Türkiye’de belki bir belki ikinci sıradayız
“Burada biz öğrencilerimizi de araştırma süreçlerinin içerisine katmaya çalışıyoruz çünkü geleceğimiz onlar… Hem önlisans hem lisans öğrencilerimize… Dolayısıyla araştırma yetkinliğiyle buradan ayrıldıklarında; ister akademide devam etsinler ister sanayi sektöründe ya da kendi işlerinde devam etsinler; bu yetkinlik önemli bir yetkinlik. Dolayısıyla nitelikli mezun dedim… Tabi ki çağın gerektirdiği karışık ve karmaşık ortamda 21. Yüzyıl becerileriyle mezun edebilmek için epeyce bir çalışma yaptık. Program akreditasyonu bunların en önemli güvencesi biliyorsunuz. Şu anda 26 lisans programımızın 15 tanesi akredite. Her geçen yıl da sayıları artıyor. Türkiye ortalaması yüzde 12’ler civarında. Ama bizim üniversitemizde belki bir belki de ikinci sıradayız Türkiye’de… Şu anda yüzde 60’a yaklaşmış durumda akredite program sayımız. Dolayısıyla dış kuruluşların değerlendirmesi sonucunda güvence altına alınan bir eğitim öğretim faaliyetlerinin iç kalite güvencesinin ya da dış kalite güvencesinde birlikte ifade ediyor.”
Bir yılda 92 sıra yükseldik
“Diğer husus Sürdürülebilir Ekokampüs yaklaşımımız… İlk günden bu yana önemsediğimiz bir konu.

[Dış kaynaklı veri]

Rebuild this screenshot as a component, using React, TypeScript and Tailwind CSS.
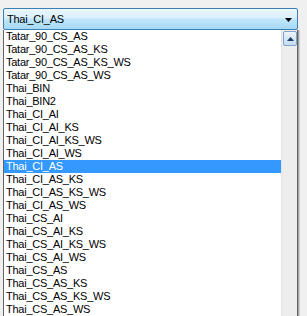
import React from "react";

const items = [
  "Tatar_90_CS_AS",
  "Tatar_90_CS_AS_KS",
  "Tatar_90_CS_AS_KS_WS",
  "Tatar_90_CS_AS_WS",
  "Thai_BIN",
  "Thai_BIN2",
  "Thai_CI_AI",
  "Thai_CI_AI_KS",
  "Thai_CI_AI_KS_WS",
  "Thai_CI_AI_WS",
  "Thai_CI_AS",
  "Thai_CI_AS_KS",
  "Thai_CI_AS_KS_WS",
  "Thai_CI_AS_WS",
  "Thai_CS_AI",
  "Thai_CS_AI_KS",
  "Thai_CS_AI_KS_WS",
  "Thai_CS_AI_WS",
  "Thai_CS_AS",
  "Thai_CS_AS_KS",
  "Thai_CS_AS_KS_WS",
  "Thai_CS_AS_WS",
];

export default function App() {
  return (
    <div
      className="w-[307px] h-[316px] bg-[#f0f0f0] overflow-hidden pt-[8px] pl-[3px] text-[11px] tracking-[-0.25px] text-black"
      style={{ fontFamily: '"Liberation Sans", Arial, sans-serif' }}
    >
      {/* Combobox */}
      <div className="w-[295px] h-[22px] rounded-[2px] border border-[#3c7fb1] flex items-center pl-[3px] pr-[5px] bg-[linear-gradient(to_bottom,#eaf6fd_0%,#d9f0fc_45%,#bee6fd_50%,#a7d9f5_100%)]">
        <span className="flex-1 leading-[13px]">Thai_CI_AS</span>
        <svg width="7" height="4" viewBox="0 0 7 4" className="mt-[1px]">
          <polygon points="0,0 7,0 3.5,4" fill="#000" />
        </svg>
      </div>
      {/* Dropdown list */}
      <div className="w-[295px] h-[300px] flex border-l border-r border-[#646464] bg-white shadow-[1px_0_0_#a0a0a0,2px_0_0_#d0d0d0]">
        <div className="flex-1 flex flex-col">
          {items.map((it) => {
            const sel = it === "Thai_CI_AS";
            return (
              <div
                key={it}
                className={
                  "h-[13px] leading-[13px] pl-[2px] whitespace-nowrap " +
                  (sel ? "bg-[#3399ff] text-white" : "")
                }
              >
                {it}
              </div>
            );
          })}
        </div>
        {/* Scrollbar */}
        <div className="w-[16px] bg-[#ededed] border-l border-[#e2e2e2] pt-[1px] pl-[1px]">
          <div className="w-[14px] h-[15px] rounded-[2px] border border-[#7ea4cc] bg-[linear-gradient(to_bottom,#eef5fc_0%,#d6e8f8_50%,#c2dcf4_100%)] flex items-center justify-center">
            <svg width="7" height="4" viewBox="0 0 7 4">
              <polygon points="0,4 7,4 3.5,0" fill="#1c3a5c" />
            </svg>
          </div>
        </div>
      </div>
    </div>
  );
}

Green Matric sıralamasına 2019 yılında 617’nci sıradan girmiştik; geçen yıl ki sıralamamız 525. Bu tüm dünya genelinde bir sıralama… Tabi burada sadece yeşil alan değil; enerji tüketimi, su tüketimi, doğal kaynakların tüketimi gibi bir takım parametreler de dikkate alınıyor. O nedenle hem eğitim öğretimde hem araştırmada, toplumsal katkıda ve sürdürülebilirlik anlamında da iddialarımız olduğunu ifade etmek yararlı olacaktır.”